In almost all cases of misconfigured timers, the mistake will be obvious shortly after starting the HA cluster’s second server. The first server to start StorNext will activate all of its FSMs. The second server should have only standby FSMs. Once the second server detects the error, all of its FSMs will stop. After this, there will be no standby FSMs, so the cluster is protected against split-brain scenario. In the event that a server with active FSMs resets for any reason, that server will have to reboot and restart StorNext to provide started FSMs to serve the file systems.

Negotiated Timer Resets

When an FSM is healthy but cannot maintain its brand of the ARB because of delays in the SAN or LUN, there is the possibility of an undesirable HA reset. To address this problem there is a LAN-based negotiation protocol between FSMPM processes on the two servers for requesting permission to reset HAmon Timers.

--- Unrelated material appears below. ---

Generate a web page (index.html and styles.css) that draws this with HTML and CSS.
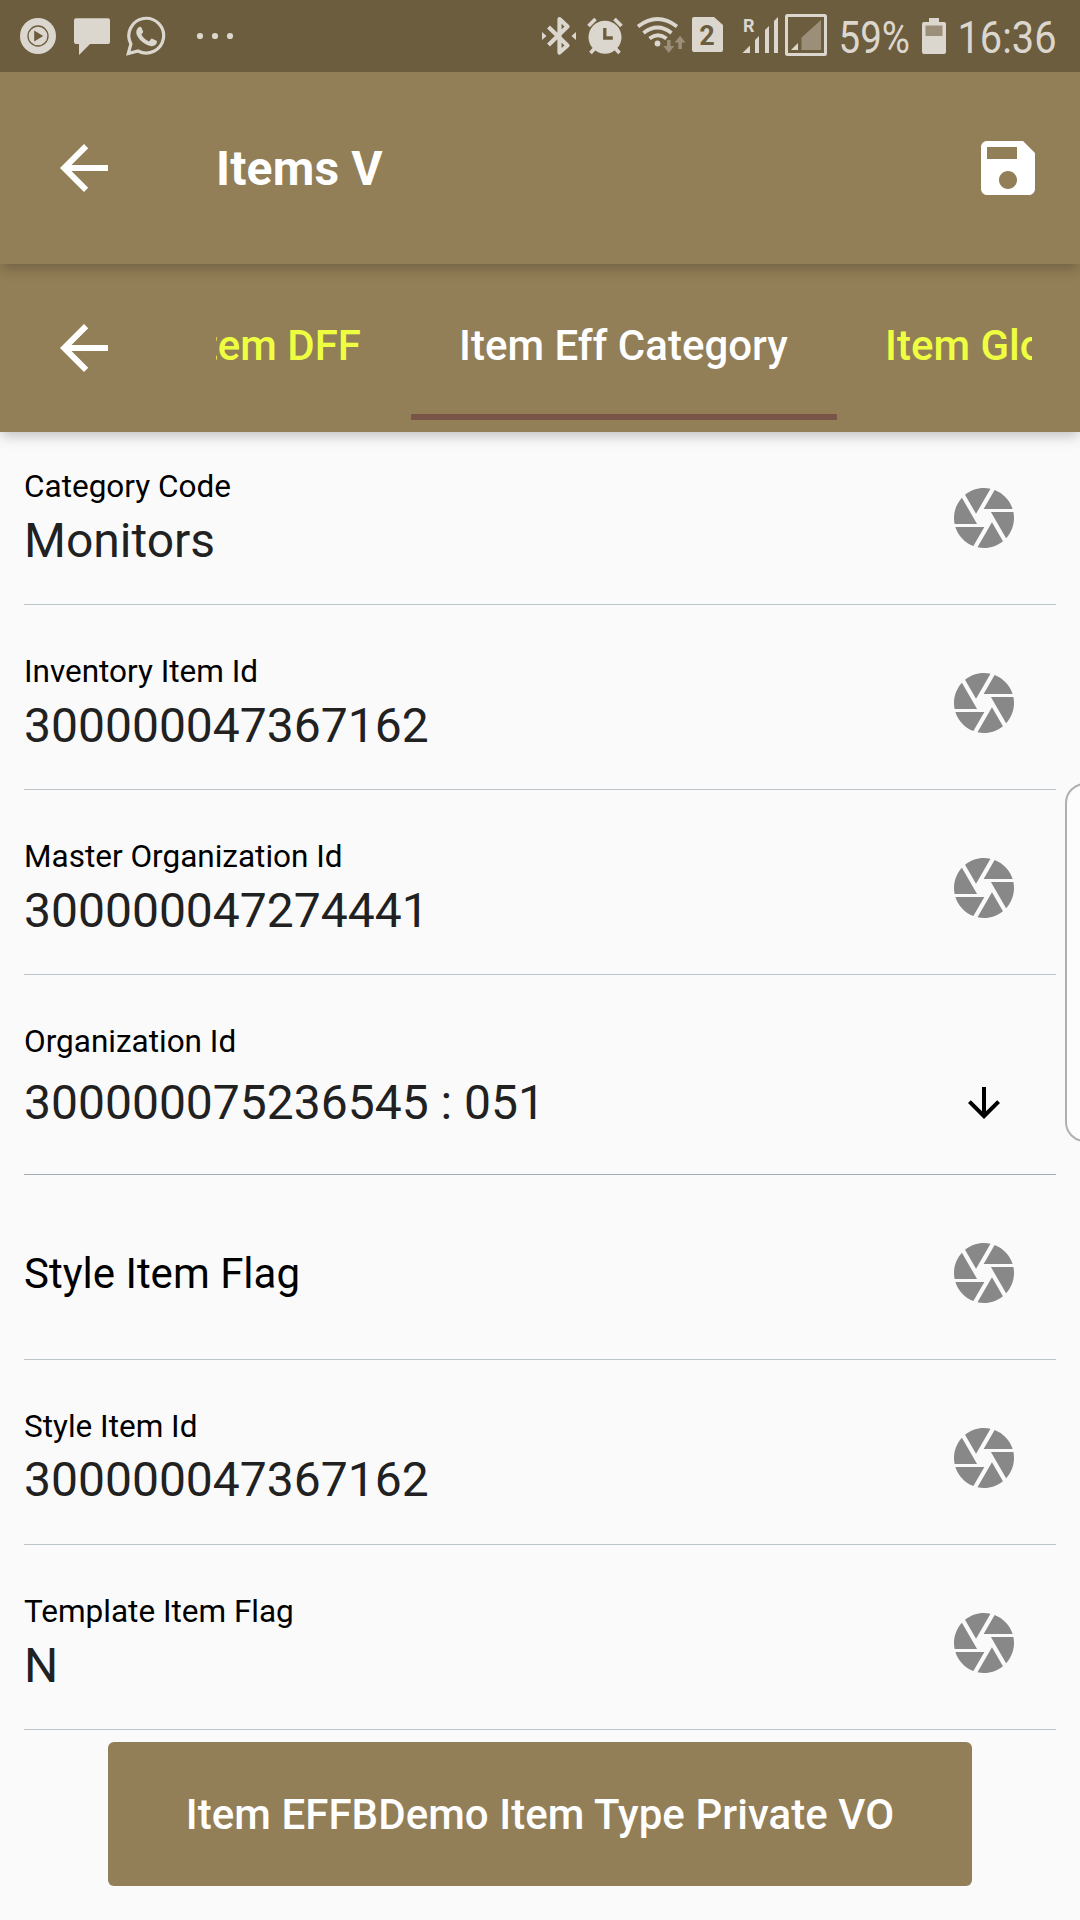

The negotiation is initiated by an FSMPM on a server computer with activated FSMs. Every two seconds it sends a list of active FSMs to its peer FSMPM on the other server to ask which of these standby FSMs are not being activated. Implicit in the response is a promise not to activate the FSMs for two seconds. When the response is received within one second, the first FSMPM resets the timers for those FSMs for which usurpation is not in progress. Obviously, both server computers must be up and running StorNext for this to function.

This can postpone the impending HA reset for a while, but an election could occur if this goes on too long. It is important to quickly investigate the root cause of SAN or LUN delays and then engineer them out of the system as soon as possible.